Only the lines from the start of the material through the line containing "const BLOCK = 12;" are to be extracted, exactly as they appear.

--- Information provided ---

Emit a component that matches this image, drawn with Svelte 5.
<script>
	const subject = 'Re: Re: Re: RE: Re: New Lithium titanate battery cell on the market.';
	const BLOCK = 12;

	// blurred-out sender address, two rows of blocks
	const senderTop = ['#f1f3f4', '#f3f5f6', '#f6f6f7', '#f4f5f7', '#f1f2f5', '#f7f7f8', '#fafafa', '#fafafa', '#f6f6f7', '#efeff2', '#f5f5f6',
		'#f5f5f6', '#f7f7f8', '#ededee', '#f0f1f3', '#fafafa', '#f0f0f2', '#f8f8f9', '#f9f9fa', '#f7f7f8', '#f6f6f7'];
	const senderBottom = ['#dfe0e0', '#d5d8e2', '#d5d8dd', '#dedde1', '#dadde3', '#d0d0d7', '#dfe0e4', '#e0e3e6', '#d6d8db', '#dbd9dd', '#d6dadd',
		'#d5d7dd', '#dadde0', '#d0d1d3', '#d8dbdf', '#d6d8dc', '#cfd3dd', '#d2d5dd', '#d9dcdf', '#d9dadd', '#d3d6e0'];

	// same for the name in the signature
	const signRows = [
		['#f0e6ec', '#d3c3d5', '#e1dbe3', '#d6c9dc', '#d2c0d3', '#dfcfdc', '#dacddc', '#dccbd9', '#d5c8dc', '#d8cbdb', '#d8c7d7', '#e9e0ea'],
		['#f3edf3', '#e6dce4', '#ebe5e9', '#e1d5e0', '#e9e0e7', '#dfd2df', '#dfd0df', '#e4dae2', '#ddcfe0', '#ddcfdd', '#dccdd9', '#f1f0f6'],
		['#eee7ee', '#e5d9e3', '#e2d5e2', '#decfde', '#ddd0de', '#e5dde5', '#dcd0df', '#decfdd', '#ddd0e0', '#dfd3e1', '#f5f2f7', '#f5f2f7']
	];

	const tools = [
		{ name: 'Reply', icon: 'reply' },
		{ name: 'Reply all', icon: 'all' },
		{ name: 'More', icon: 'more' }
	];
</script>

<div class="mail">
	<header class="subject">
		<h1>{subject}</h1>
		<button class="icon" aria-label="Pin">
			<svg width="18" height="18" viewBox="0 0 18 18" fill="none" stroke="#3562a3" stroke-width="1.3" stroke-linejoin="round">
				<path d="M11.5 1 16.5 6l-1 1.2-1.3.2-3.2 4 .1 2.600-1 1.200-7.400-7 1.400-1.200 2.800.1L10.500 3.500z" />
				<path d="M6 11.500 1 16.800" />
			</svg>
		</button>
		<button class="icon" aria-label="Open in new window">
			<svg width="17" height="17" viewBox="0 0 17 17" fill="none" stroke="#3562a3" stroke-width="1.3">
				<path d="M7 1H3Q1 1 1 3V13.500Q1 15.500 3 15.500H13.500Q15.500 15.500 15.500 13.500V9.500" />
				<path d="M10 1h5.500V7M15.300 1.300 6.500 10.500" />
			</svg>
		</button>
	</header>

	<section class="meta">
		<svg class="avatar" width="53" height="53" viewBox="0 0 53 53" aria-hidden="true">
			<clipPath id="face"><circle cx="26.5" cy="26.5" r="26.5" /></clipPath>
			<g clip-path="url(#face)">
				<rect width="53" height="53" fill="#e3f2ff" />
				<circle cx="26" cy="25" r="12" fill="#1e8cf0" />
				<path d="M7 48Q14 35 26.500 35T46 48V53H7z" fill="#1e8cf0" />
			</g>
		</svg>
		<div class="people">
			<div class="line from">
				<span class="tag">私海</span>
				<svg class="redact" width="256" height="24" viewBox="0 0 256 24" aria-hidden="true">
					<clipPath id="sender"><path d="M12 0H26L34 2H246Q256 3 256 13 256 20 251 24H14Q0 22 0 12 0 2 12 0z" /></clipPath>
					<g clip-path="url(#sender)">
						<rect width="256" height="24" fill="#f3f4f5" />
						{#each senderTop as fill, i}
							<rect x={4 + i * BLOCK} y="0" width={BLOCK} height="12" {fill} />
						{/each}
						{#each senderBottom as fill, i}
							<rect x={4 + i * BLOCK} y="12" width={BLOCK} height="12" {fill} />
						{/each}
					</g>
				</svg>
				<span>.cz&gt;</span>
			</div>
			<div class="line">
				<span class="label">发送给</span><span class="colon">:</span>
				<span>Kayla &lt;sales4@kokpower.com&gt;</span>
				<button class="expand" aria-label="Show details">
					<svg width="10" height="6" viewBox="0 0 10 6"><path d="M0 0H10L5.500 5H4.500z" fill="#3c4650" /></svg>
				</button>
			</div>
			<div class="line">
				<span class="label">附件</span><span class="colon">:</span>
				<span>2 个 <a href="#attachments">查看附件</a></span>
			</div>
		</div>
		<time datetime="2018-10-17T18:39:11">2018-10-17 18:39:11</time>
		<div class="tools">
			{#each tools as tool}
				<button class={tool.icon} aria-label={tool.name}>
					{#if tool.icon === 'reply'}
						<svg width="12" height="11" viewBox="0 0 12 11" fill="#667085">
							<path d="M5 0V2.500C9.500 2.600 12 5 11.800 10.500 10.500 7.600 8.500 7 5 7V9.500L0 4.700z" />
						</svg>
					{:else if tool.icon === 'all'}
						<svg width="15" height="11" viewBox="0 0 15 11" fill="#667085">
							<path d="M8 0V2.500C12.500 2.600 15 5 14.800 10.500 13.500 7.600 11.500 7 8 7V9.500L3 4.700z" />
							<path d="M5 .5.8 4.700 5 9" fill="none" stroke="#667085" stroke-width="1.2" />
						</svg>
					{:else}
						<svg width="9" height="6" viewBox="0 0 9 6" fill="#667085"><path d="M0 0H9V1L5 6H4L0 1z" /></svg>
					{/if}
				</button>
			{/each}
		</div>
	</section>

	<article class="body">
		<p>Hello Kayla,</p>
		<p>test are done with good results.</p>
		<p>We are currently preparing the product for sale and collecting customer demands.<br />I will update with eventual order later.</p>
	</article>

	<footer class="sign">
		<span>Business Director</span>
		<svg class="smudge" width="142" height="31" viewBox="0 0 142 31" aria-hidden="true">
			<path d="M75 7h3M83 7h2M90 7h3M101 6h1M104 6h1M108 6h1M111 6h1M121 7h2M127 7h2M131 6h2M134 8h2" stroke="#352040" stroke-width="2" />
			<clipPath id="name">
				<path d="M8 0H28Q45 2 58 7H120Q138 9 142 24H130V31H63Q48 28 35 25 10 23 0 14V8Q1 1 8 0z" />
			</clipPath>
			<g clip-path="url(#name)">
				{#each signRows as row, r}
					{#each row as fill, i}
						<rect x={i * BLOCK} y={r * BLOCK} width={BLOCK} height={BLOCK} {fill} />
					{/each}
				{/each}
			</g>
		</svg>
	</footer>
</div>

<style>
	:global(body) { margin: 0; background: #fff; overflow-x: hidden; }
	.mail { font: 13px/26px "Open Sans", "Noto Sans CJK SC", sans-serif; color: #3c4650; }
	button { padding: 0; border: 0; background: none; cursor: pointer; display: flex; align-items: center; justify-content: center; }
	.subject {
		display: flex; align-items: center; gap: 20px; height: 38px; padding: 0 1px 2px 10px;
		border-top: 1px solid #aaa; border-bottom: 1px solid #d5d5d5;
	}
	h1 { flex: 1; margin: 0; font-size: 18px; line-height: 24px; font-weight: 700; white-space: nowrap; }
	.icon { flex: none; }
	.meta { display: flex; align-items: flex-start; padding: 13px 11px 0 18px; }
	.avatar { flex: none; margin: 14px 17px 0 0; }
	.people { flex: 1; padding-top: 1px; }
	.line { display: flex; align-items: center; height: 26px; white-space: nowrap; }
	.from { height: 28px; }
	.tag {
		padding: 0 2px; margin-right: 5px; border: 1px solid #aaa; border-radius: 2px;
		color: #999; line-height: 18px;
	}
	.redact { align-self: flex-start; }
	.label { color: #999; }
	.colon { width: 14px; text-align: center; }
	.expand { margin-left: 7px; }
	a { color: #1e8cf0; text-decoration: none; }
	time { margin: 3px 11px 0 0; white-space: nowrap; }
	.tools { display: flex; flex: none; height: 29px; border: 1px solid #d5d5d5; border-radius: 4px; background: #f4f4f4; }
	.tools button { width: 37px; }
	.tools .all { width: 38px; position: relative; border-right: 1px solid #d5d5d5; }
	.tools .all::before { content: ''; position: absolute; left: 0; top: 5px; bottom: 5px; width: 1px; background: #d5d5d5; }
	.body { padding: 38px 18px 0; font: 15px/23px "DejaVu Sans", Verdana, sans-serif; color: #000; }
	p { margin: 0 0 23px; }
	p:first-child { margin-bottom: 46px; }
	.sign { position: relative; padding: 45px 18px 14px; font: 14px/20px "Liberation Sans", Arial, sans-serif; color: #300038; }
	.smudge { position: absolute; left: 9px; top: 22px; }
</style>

---

_Result:_
Emit a component that matches this image, drawn with Svelte 5.
<script>
	const subject = 'Re: Re: Re: RE: Re: New Lithium titanate battery cell on the market.';
	const BLOCK = 12;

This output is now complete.